• [Data segment]:
----

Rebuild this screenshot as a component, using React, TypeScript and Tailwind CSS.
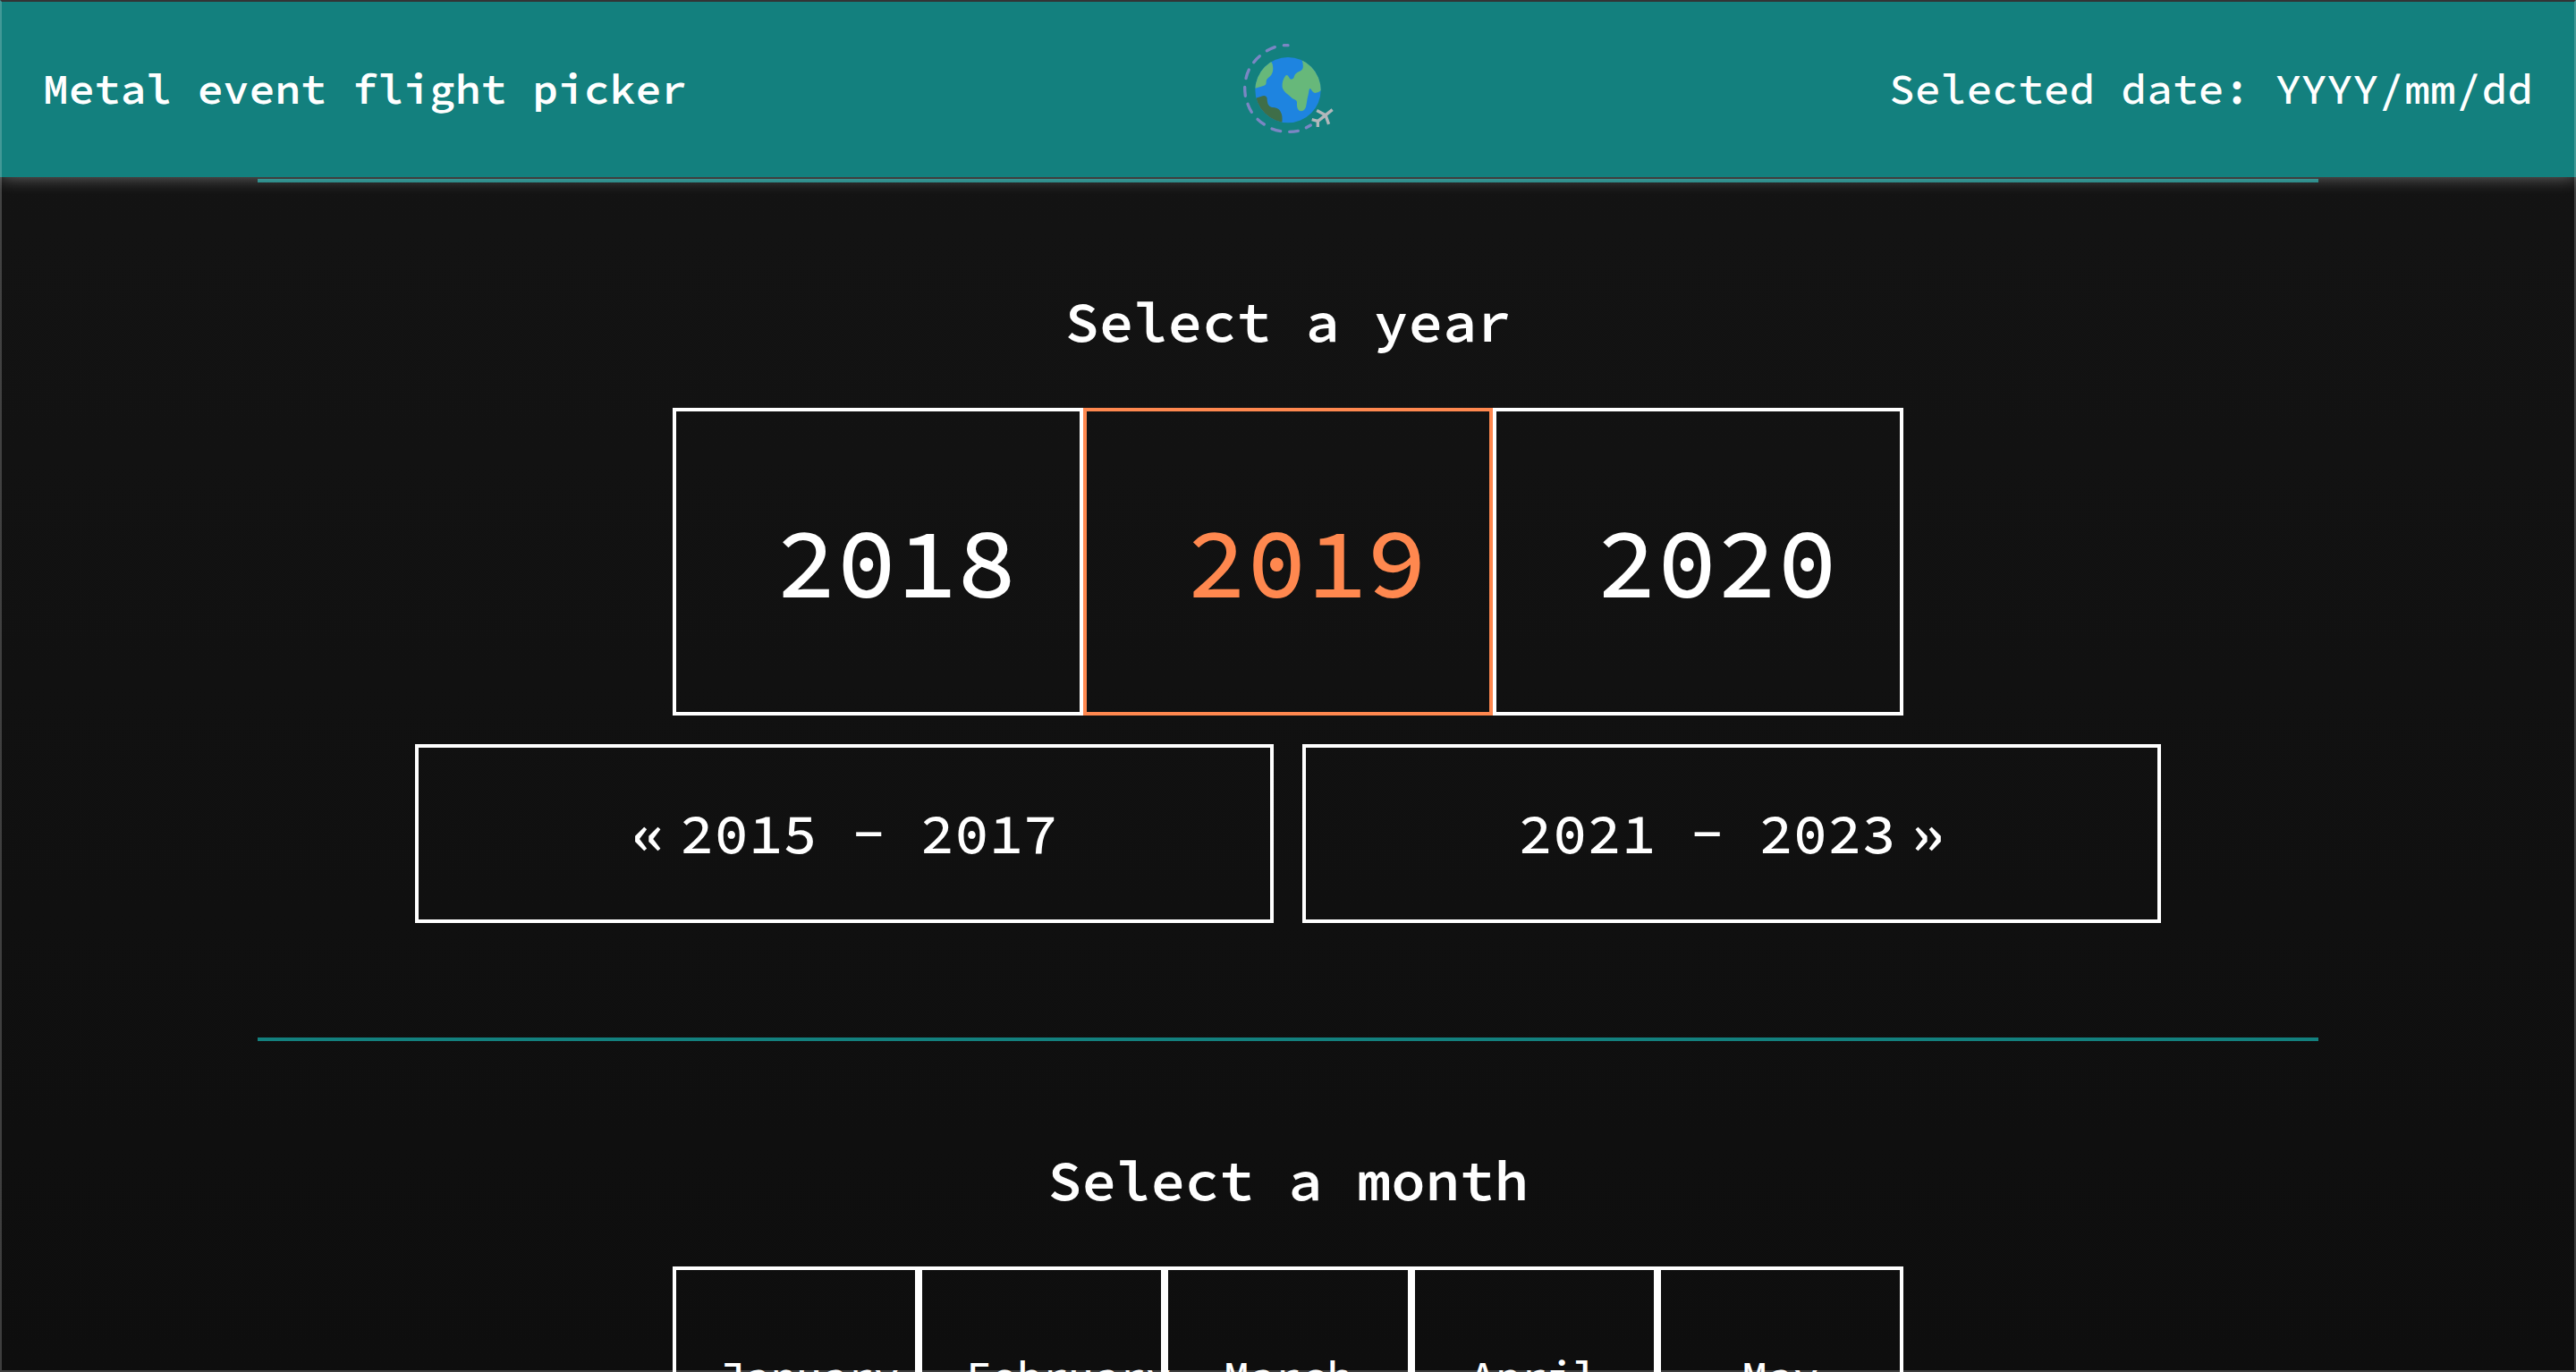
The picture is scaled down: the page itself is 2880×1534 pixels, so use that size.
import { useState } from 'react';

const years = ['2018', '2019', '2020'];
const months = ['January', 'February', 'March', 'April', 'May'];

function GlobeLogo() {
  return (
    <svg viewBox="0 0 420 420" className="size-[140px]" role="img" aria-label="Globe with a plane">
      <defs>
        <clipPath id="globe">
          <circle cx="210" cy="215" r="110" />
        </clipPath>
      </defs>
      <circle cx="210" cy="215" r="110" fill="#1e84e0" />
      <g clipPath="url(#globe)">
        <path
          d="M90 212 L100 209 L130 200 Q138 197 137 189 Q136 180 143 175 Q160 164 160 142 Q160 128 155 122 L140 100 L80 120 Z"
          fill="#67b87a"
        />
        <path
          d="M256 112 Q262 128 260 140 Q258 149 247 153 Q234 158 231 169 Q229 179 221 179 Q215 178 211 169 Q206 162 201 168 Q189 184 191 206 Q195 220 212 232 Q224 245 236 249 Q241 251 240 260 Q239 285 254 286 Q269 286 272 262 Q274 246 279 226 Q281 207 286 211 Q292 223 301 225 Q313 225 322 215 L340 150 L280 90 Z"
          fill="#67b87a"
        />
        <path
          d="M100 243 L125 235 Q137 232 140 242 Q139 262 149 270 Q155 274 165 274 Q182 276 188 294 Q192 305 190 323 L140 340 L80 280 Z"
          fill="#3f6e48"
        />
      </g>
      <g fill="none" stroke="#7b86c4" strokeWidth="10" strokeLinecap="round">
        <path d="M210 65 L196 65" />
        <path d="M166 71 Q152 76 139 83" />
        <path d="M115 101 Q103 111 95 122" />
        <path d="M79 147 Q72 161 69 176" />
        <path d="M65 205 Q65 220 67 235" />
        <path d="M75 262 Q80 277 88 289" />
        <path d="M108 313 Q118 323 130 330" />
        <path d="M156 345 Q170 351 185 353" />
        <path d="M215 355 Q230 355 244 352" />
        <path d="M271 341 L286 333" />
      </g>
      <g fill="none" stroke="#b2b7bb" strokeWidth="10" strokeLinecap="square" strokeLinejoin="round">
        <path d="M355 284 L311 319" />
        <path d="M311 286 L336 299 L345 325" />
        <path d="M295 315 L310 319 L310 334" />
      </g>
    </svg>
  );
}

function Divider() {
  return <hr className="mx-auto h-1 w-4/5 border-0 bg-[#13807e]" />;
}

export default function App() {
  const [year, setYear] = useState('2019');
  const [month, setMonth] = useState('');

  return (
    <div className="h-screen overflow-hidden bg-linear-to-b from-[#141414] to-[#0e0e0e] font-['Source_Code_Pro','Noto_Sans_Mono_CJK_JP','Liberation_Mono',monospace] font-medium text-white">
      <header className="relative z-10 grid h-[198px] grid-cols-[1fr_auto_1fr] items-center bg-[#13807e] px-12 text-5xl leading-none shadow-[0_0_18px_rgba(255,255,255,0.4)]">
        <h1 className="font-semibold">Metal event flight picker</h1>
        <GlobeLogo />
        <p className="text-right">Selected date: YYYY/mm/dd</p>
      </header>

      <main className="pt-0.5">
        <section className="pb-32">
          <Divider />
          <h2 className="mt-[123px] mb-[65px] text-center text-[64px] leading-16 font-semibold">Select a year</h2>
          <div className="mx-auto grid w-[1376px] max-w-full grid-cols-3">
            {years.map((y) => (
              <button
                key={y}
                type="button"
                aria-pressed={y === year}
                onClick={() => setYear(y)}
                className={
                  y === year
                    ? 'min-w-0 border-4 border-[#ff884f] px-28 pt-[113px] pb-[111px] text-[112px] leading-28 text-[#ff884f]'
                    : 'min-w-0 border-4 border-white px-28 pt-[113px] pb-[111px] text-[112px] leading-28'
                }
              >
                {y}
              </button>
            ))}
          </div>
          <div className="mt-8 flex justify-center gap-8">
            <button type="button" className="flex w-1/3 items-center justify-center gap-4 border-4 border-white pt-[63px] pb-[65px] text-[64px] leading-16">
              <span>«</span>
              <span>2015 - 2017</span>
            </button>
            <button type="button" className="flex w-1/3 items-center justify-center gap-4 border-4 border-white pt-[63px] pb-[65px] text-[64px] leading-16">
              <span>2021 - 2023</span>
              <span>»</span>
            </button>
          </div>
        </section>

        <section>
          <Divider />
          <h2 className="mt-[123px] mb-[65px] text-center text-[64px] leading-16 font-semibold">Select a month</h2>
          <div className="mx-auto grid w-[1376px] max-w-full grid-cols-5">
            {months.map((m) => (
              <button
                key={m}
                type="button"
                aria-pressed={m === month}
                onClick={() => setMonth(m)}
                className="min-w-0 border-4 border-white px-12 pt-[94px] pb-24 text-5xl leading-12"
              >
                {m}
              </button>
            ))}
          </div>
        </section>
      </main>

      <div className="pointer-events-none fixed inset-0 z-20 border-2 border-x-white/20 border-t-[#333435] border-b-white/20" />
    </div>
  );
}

----

• [What you are asked to do]: Go from the first line of the data above to the line containing "const months = ['January', 'February', 'March', 'April', 'May'];" and retype exactly those lines, both included, but none of the pictures.

• [Final answer]:
Rebuild this screenshot as a component, using React, TypeScript and Tailwind CSS.
The picture is scaled down: the page itself is 2880×1534 pixels, so use that size.
import { useState } from 'react';

const years = ['2018', '2019', '2020'];
const months = ['January', 'February', 'March', 'April', 'May'];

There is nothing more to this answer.